◆ Aim of the task: Check each line of the material below for "index", then copy the ones that contain it.

--- begin ---

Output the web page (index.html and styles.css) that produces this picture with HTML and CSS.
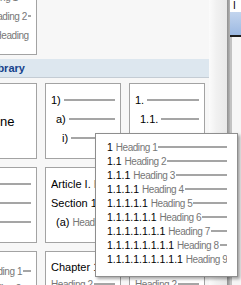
FILE: index.html
```html
<!DOCTYPE html>
<html lang="en">
<head>
    <meta charset="UTF-8">
    <title>Multilevel List</title>
    <link rel="stylesheet" href="styles.css">
</head>
<body>
    <div class="screen">
        <div class="gallery">
            <div class="tiles recent">
                <div class="tile">
                    <div class="row"><span class="txt">1 <span class="name">Heading 1</span></span><span class="rule"></span></div>
                    <div class="row"><span class="txt">1.1 <span class="name">Heading 2</span></span><span class="rule"></span></div>
                    <div class="row"><span class="txt">1.1.1 <span class="name">Heading 3</span></span><span class="rule"></span></div>
                </div>
            </div>

            <div class="section-head">List Library</div>

            <div class="tiles">
                <div class="tile tile-none">None</div>
                <div class="tile">
                    <div class="row"><span class="txt">1)</span><span class="rule gap"></span></div>
                    <div class="row lvl2"><span class="txt">a)</span><span class="rule gap"></span></div>
                    <div class="row lvl3"><span class="txt">i)</span><span class="rule gap"></span></div>
                </div>
                <div class="tile">
                    <div class="row"><span class="txt">1.</span><span class="rule gap"></span></div>
                    <div class="row lvl2"><span class="txt">1.1.</span><span class="rule gap"></span></div>
                    <div class="row lvl3"><span class="txt">1.1.1.</span><span class="rule gap"></span></div>
                </div>

                <div class="tile">
                    <div class="row"><span class="txt">&#8226;</span><span class="rule gap"></span></div>
                    <div class="row lvl2"><span class="txt">&#9702;</span><span class="rule gap"></span></div>
                    <div class="row lvl3"><span class="txt">&#9642;</span><span class="rule gap"></span></div>
                </div>
                <div class="tile">
                    <div class="row"><span class="txt">Article I. <span class="name">Heading 1</span></span><span class="rule"></span></div>
                    <div class="row"><span class="txt">Section 1.01 <span class="name">Heading 2</span></span><span class="rule"></span></div>
                    <div class="row lvl2"><span class="txt">(a) <span class="name">Heading 3</span></span><span class="rule"></span></div>
                </div>
                <div class="tile">
                    <div class="row"><span class="txt">1 <span class="name">Heading 1</span></span><span class="rule"></span></div>
                    <div class="row lvl2"><span class="txt">1.1 <span class="name">Heading 2</span></span><span class="rule"></span></div>
                    <div class="row lvl3"><span class="txt">1.1.1 <span class="name">Heading 3</span></span><span class="rule"></span></div>
                </div>

                <div class="tile tile-loose">
                    <div class="row"><span class="txt">A. <span class="name">Heading 1</span></span><span class="rule"></span></div>
                    <div class="row"><span class="txt">1. <span class="name">Heading 2</span></span><span class="rule"></span></div>
                </div>
                <div class="tile tile-tight">
                    <div class="row"><span class="txt">Chapter 1 Heading 1</span><span class="rule"></span></div>
                    <div class="row"><span class="txt"><span class="name">Heading 2</span></span><span class="rule"></span></div>
                </div>
                <div class="tile tile-tight">
                    <div class="row"><span class="txt"><span class="name">Heading 1</span></span><span class="rule"></span></div>
                    <div class="row"><span class="txt"><span class="name">Heading 2</span></span><span class="rule"></span></div>
                </div>
            </div>
        </div>

        <div class="scrollbar"></div>
        <div class="edge"></div>
        <div class="doc">
            <div class="doc-top">I</div>
            <div class="doc-band"></div>
            <div class="doc-page"></div>
        </div>

        <!-- preview of the hovered list -->
        <div class="preview">
            <div class="pv-row"><span class="pv-text">1 <span class="name">Heading 1</span></span><span class="rule"></span></div>
            <div class="pv-row"><span class="pv-text">1.1 <span class="name">Heading 2</span></span><span class="rule"></span></div>
            <div class="pv-row"><span class="pv-text">1.1.1 <span class="name">Heading 3</span></span><span class="rule"></span></div>
            <div class="pv-row"><span class="pv-text">1.1.1.1 <span class="name">Heading 4</span></span><span class="rule"></span></div>
            <div class="pv-row"><span class="pv-text">1.1.1.1.1 <span class="name">Heading 5</span></span><span class="rule"></span></div>
            <div class="pv-row"><span class="pv-text">1.1.1.1.1.1 <span class="name">Heading 6</span></span><span class="rule"></span></div>
            <div class="pv-row"><span class="pv-text">1.1.1.1.1.1.1 <span class="name">Heading 7</span></span><span class="rule"></span></div>
            <div class="pv-row"><span class="pv-text">1.1.1.1.1.1.1.1 <span class="name">Heading 8</span></span><span class="rule"></span></div>
            <div class="pv-row"><span class="pv-text">1.1.1.1.1.1.1.1.1 <span class="name">Heading 9</span></span><span class="rule"></span></div>
        </div>
    </div>
</body>
</html>
```

FILE: styles.css
```css
body {
    margin: 0;
    font-family: "Liberation Sans", Arial, sans-serif;
    font-size: 11px;
    color: #000;
    overflow: hidden;
}
.screen {
    position: relative;
    display: flex;
    width: 241px;
    height: 285px;
    overflow: hidden;
    background: #fff;
}
.gallery {
    flex: none;
    width: 209px;
    background: #f7f7f7;
    overflow: hidden;
}
.tiles {
    display: grid;
    grid-template-columns: repeat(3, 76px);
    gap: 8px;
    margin-left: -39px;
}
.recent {
    margin-top: -21px;
}
.recent .tile {
    padding-top: 7px;
}
.tile {
    box-sizing: border-box;
    height: 76px;
    padding: 6px 5px 0;
    border: 1px solid #a3a3a3;
    background: #fff;
    overflow: hidden;
}
.tile-none {
    display: flex;
    align-items: center;
    justify-content: center;
    padding: 0;
    font-size: 13px;
}
.tile-loose {
    padding-top: 10px;
}
.tile-loose .row,
.tile-tight .row {
    height: 17px;
}
.section-head {
    height: 18px;
    margin: 4px 0 5px;
    line-height: 18px;
    background: #dde7ef;
    border-bottom: 1px solid #c4ccd4;
    color: #15428b;
    font-weight: bold;
    text-indent: -35px;
    white-space: nowrap;
    overflow: hidden;
}
.row {
    display: flex;
    align-items: center;
    height: 19px;
    white-space: nowrap;
    overflow: hidden;
}
.lvl2 {
    padding-left: 5px;
}
.lvl3 {
    padding-left: 11px;
}
.txt {
    flex: none;
}
.name {
    font-size: 10px;
    letter-spacing: -0.45px;
    color: #777;
}
.rule {
    flex: 1;
    min-width: 0;
    height: 2px;
    margin-left: 1px;
    background: #a5a5a5;
}
.rule.gap {
    margin-left: 3px;
}
.scrollbar {
    flex: none;
    width: 18px;
    background: linear-gradient(to right, #fbfbfb, #f1f1f1 40%, #e8e8e8);
}
.edge {
    flex: none;
    width: 3px;
    background: linear-gradient(to right, #8e8e8e, #b5b5b5);
}
.doc {
    flex: 1;
    display: flex;
    flex-direction: column;
}
.doc-top {
    height: 12px;
    padding-left: 3px;
    line-height: 12px;
    font-size: 10px;
    background: #fff;
}
.doc-band {
    height: 23px;
    background: linear-gradient(#c3d5ee, #9cb9e2);
    border-bottom: 2px solid #1e1e1e;
}
.doc-page {
    flex: 1;
    background: #f6f6f6;
    border-left: 2px solid #c2c2c2;
}
.preview {
    position: absolute;
    left: 95px;
    top: 133px;
    box-sizing: border-box;
    width: 143px;
    height: 144px;
    padding: 6px 10px 0 11px;
    background: #fff;
    border: 1px solid #8e8e8e;
    box-shadow: 2px 2px 3px rgba(0, 0, 0, 0.35);
}
.pv-row {
    display: flex;
    align-items: center;
    height: 14px;
    white-space: nowrap;
    overflow: hidden;
}
.pv-text {
    flex: none;
    font-size: 10.5px;
}
```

--- end ---

◆ Answer for this exercise:
Output the web page (index.html and styles.css) that produces this picture with HTML and CSS.
FILE: index.html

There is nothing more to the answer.